When the trappings of life are stripped away, true wealth is revealed. The rich man, who failed to make friends with Lazarus, ends up thirsty in the flames of Hades (the Greek translation of the Hebrew word Sheol, the abode of the dead). “I tell you, make friends for yourselves with dishonest wealth, so that when it fails, you will be welcomed into eternal dwellings” (Luke 16:9). Following the Parable of the Dishonest Steward, the fate of the rich man illustrates Jesus’ warning.
Time and Eternity
By the time the rich man wakes up from his illusion of wealth, he is in spiritual starvation. Seeing Lazarus far off in the bosom of Abraham, he becomes the beggar. He beseeches Abraham to send Lazarus to relieve his parched tongue, but learns that none can cross over the chasm. The listener must weigh temporal against eternal ends. While the rich man received “the good” (ta agatha) during his lifetime, Lazarus received “the bad” (ta kaka). But temporal benefits vanish in the face of eternity. Human minds chained to earthly time find the notion of eternity unfathomable.
Moses and the Prophets
With anguish, the rich man implores Abraham to send Lazarus to warn his five brothers about the need for repentance. The suggestion, however, fails to account for the obstinacy of free, human hearts. Even in the time of Moses and the prophets, desert miracles, healings, and wonders effected short-lived conversions. A spectacle like the dead Lazarus returning to warn the living would have little impact. Abraham ends the conversation with the sober truth: “If they will not listen to Moses and the prophets, neither will they be persuaded if someone should rise from the dead.”

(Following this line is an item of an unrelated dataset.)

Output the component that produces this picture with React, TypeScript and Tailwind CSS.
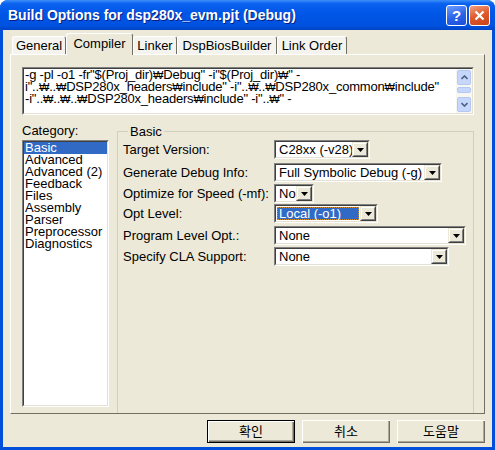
import { ReactNode } from 'react';

const ui = "font-['Liberation_Sans','Noto_Sans_CJK_KR',Arial,sans-serif]";

function Sunken({ className = '', children }: { className?: string; children: ReactNode }) {
  return (
    <div className={`border border-t-[#808080] border-l-[#808080] border-r-white border-b-white ${className}`}>
      <div className="flex h-full border border-t-[#404040] border-l-[#404040] border-r-[#e4e1d4] border-b-[#e4e1d4] bg-white">
        {children}
      </div>
    </div>
  );
}

function DropButton() {
  return (
    <div className="w-[16px] h-full shrink-0 bg-[#ece9d8] border border-t-[#ece9d8] border-l-[#ece9d8] border-r-[#404040] border-b-[#404040]">
      <div className="flex h-full items-center justify-center border border-t-white border-l-white border-r-[#808080] border-b-[#808080]">
        <svg width="7" height="4" viewBox="0 0 7 4">
          <path d="M0 0h7L3.5 4z" fill="#000" />
        </svg>
      </div>
    </div>
  );
}

function Combo({ w, value, focused = false }: { w: string; value: string; focused?: boolean }) {
  return (
    <Sunken className={`h-[19px] ${w}`}>
      <div className="flex-1 min-w-0 flex items-center px-[1px] overflow-hidden whitespace-nowrap">
        {focused ? (
          <span className="flex-1 h-[13px] flex items-center bg-[#316ac5] text-white border border-dotted border-[#d08a30] leading-none pl-[1px]">
            {value}
          </span>
        ) : (
          <span className="pl-[2px] leading-none">{value}</span>
        )}
      </div>
      <DropButton />
    </Sunken>
  );
}

function Tab({ label, w, active = false }: { label: string; w: string; active?: boolean }) {
  return (
    <div
      className={`${w} flex items-center justify-center whitespace-nowrap rounded-t-[3px] border-t border-l border-r border-t-white border-l-white border-r-[#716f64] ${
        active ? 'h-[22px] bg-[#ece9d8] relative z-10 pb-[2px]' : 'h-[19px] bg-[#f4f3ee] border-b border-b-white'
      }`}
    >
      {label}
    </div>
  );
}

function Chevron({ up }: { up: boolean }) {
  return (
    <svg width="7" height="5" viewBox="0 0 7 5">
      <path d={up ? 'M0.5 4L3.5 1L6.5 4' : 'M0.5 1L3.5 4L6.5 1'} fill="none" stroke="#4d6185" strokeWidth="1.6" />
    </svg>
  );
}

// the Korean system font draws the backslash as a narrow won sign
function OptionLine({ text }: { text: string }) {
  const parts = text.split('₩');
  return (
    <div className="h-[12px]">
      {parts.map((p, i) => (
        <span key={i}>
          {p}
          {i < parts.length - 1 && <span className="text-[11px]">₩</span>}
        </span>
      ))}
    </div>
  );
}

const rows = [
  { label: 'Target Version:', value: 'C28xx (-v28)', w: 'w-[96px]', h: 'h-[23px]' },
  { label: 'Generate Debug Info:', value: 'Full Symbolic Debug (-g)', w: 'w-[168px]', h: 'h-[21px]' },
  { label: 'Optimize for Speed (-mf):', value: 'No', w: 'w-[40px]', h: 'h-[20px]' },
  { label: 'Opt Level:', value: 'Local (-o1)', w: 'w-[104px]', h: 'h-[22px]', focused: true },
  { label: 'Program Level Opt.:', value: 'None', w: 'w-[192px]', h: 'h-[21px]' },
  { label: 'Specify CLA Support:', value: 'None', w: 'w-[175px]', h: 'h-[21px]' },
];

const categories = ['Basic', 'Advanced', 'Advanced (2)', 'Feedback', 'Files', 'Assembly', 'Parser', 'Preprocessor', 'Diagnostics'];

const optionLines = [
  '-g -pl -o1 -fr"$(Proj_dir)₩Debug" -i"$(Proj_dir)₩" -',
  'i"..₩..₩DSP280x_headers₩include" -i"..₩..₩DSP280x_common₩include"',
  '-i"..₩..₩..₩DSP280x_headers₩include" -i"..₩" -',
];

const btn =
  'w-[88px] h-[23px] flex items-center justify-center shadow-[inset_1px_1px_0_#fff,inset_-1px_-1px_0_#716f64,inset_-2px_-2px_0_#aca899]';

export default function App() {
  return (
    <div className={`w-[495px] h-[450px] flex flex-col bg-[#0050dc] rounded-t-[8px] overflow-hidden text-[13px] text-black ${ui}`}>
      <div className="h-[30px] flex items-center pl-[8px] pr-[5px] bg-[linear-gradient(180deg,#3d8ff9_0%,#0a62ef_12%,#0056e7_45%,#0052e0_85%,#0043c4_100%)]">
        <span className="text-white font-bold text-[14px] [text-shadow:1px_1px_0_#0a1e80]">
          Build Options for dsp280x_evm.pjt (Debug)
        </span>
        <div className="ml-auto flex gap-[2px]">
          <div className="w-[21px] h-[21px] rounded-[3px] border border-white bg-[linear-gradient(160deg,#6e9cff_0%,#2a63e8_55%,#1a4fd4_100%)] flex items-center justify-center text-white font-bold text-[15px] leading-none">
            ?
          </div>
          <div className="w-[21px] h-[21px] rounded-[3px] border border-white bg-[linear-gradient(160deg,#f0a080_0%,#e0582a_50%,#c8441c_100%)] flex items-center justify-center">
            <svg width="11" height="11" viewBox="0 0 11 11">
              <path d="M1.5 1.5L9.5 9.5M9.5 1.5L1.5 9.5" stroke="#fff" strokeWidth="2.2" />
            </svg>
          </div>
        </div>
      </div>

      <div className="mx-[3px] mb-[3px] flex-1 bg-[#ece9d8] flex flex-col px-[7px] pt-[3px] pb-[4px]">
        <div className="ml-[2px] h-[22px] flex items-end">
          <Tab label="General" w="w-[54px]" />
          <Tab label="Compiler" w="w-[67px]" active />
          <Tab label="Linker" w="w-[44px]" />
          <Tab label="DspBiosBuilder" w="w-[100px]" />
          <Tab label="Link Order" w="w-[70px]" />
        </div>

        <div className="-mt-px h-[360px] flex flex-col border border-t-white border-l-white border-r-[#716f64] border-b-[#716f64] pl-[11px] pr-[9px] pt-[12px]">
          <Sunken className="h-[48px] w-[452px]">
            <div className="flex-1 min-w-0 pl-[1px] whitespace-pre leading-[12px] tracking-[-0.2px]">
              {optionLines.map((l) => (
                <OptionLine key={l} text={l} />
              ))}
            </div>
            <div className="w-[16px] shrink-0 flex flex-col bg-[#f7f6f1] pt-[1px]">
              <div className="h-[15px] mx-[1px] rounded-[2px] bg-[#c7d6fb] border border-[#b4c8f6] flex items-center justify-center">
                <Chevron up />
              </div>
              <div className="mt-[2px] h-[6px] mx-[1px] rounded-[2px] bg-[#c7d6fb] border border-[#b4c8f6]" />
              <div className="flex-1" />
              <div className="h-[15px] mx-[1px] mb-[1px] rounded-[2px] bg-[#c7d6fb] border border-[#b4c8f6] flex items-center justify-center">
                <Chevron up={false} />
              </div>
            </div>
          </Sunken>

          <div className="mt-[9px] flex flex-1 items-stretch">
            <div className="w-[87px] flex flex-col">
              <div className="h-[16px] leading-[13px]">Category:</div>
              <Sunken className="h-[267px]">
                <div className="flex-1 flex flex-col leading-[12px]">
                  {categories.map((c, i) => (
                    <div key={c} className={`h-[12px] pl-[1px] whitespace-nowrap ${i === 0 ? 'bg-[#316ac5] text-white' : ''}`}>
                      {c}
                    </div>
                  ))}
                </div>
              </Sunken>
            </div>

            <fieldset className="ml-[8px] w-[357px] border border-b-0 border-[#d0d0bf] pl-[5px]">
              <legend className="ml-[5px] px-[2px] leading-[15px]">Basic</legend>
              <div className="pt-[1px] flex flex-col">
                {rows.map((r) => (
                  <div key={r.label} className={`${r.h} flex items-start`}>
                    <div className="w-[151px] h-[19px] flex items-center whitespace-nowrap">{r.label}</div>
                    <Combo w={r.w} value={r.value} focused={r.focused} />
                  </div>
                ))}
              </div>
            </fieldset>
          </div>
        </div>

        <div className="mt-[6px] flex justify-end gap-[7px]">
          <div className={`${btn} border border-black`}>확인</div>
          <div className={btn}>취소</div>
          <div className={btn}>도움말</div>
        </div>
      </div>
    </div>
  );
}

The enduring message of Moses and the prophets is simple and unspectacular: “You shall love the Lord, your God, with your whole heart, and with your whole being, and with your whole strength” (Deuteronomy 6:5), and “You shall love your neighbor as yourself” (Leviticus 19:18). “The whole law and the prophets depend on these two commandments” (Matthew 22:40).
On Dives and Abraham’s Bosom
In the poetic reflection below, “the rich man” is interchangeably referred to as “dives” (of popular English tradition) and “plousios” (the original Greek word in the text). The pronunciation of “plousios” can be heard by clicking the phonetics button here. The Merriam-Webster Dictionary recognizes that the Latin word dives, taken from the Vulgate, is “misunderstood as a proper name in Luke 16:19.” In carols and hymns, Dives appears as a named character opposite Lazarus. English lyricists pronounce the word dīvēs (die-vees), but in ecclesiastical Latin, the word is pronounced dēves (dee-ves). Since dives is not a proper name, it is not capitalized in this poem unless it begins a verse.
As for Abraham’s “bosom” or “side,” the Greek word appears twice: first in the singular (kolpos in Luke 16:22) and second in the plural (kolpois in Luke 16:23). The primary meaning of the word includes both “bosom” and the “overhanging fold of a garment.” Some translators also speak of the “lap of Abraham.” To be in Abraham’s bosom is to be enfolded in his garments. Although it is possible that the singular and plural forms of kolpos both refer to one “bosom,” the translation of “fold” and “folds” also suits the context well. In Jewish and New Testament writings, the “bosom of Abraham” refers to the abode of the righteous or paradise.
Purple-robed plousios feasted day by day.
Lean, loathsome Lazarus at dives’ door lay.
Oh, to eat the crumbs the rich man flung away!
Pined the pauper as his sores were licked by strays.
By and by, both died. Lo, the fruit of the soul:
Lazarus to bliss, the rich man to Sheol.
Angels took one to Father Abraham’s fold.
The other was able, the two to behold.
“Father Abraham, have mercy upon me!”
Cried the rich man in anguished extremity.
Imploring that Lazarus come cool his tongue,
Dives, despairingly, desperate pleas flung.
“My child, you received what was good during life,
And Lazarus received what was bad, with strife.
He is consoled now, while you are tormented.
Between us and you, crossing is prevented.”
“Father,” he begged, “send him to my father’s house.
Five brothers’ remorse, Lazarus might arouse.”
But Abraham declined, for they were forewarned.
Moses and the prophets, for sin deeply mourned.
Yet dives again to Abraham pleaded,
Sure that a dead man was just what was needed.
Nay, said the father, for if they rejected
Moses and the prophets, they’ll spurn the blessed.
For even if someone should rise from the dead,
A loveless will repudiates the Godhead.
Lazarus, in life, longed for leftovers.
Dives, dead, desired drops with dolors.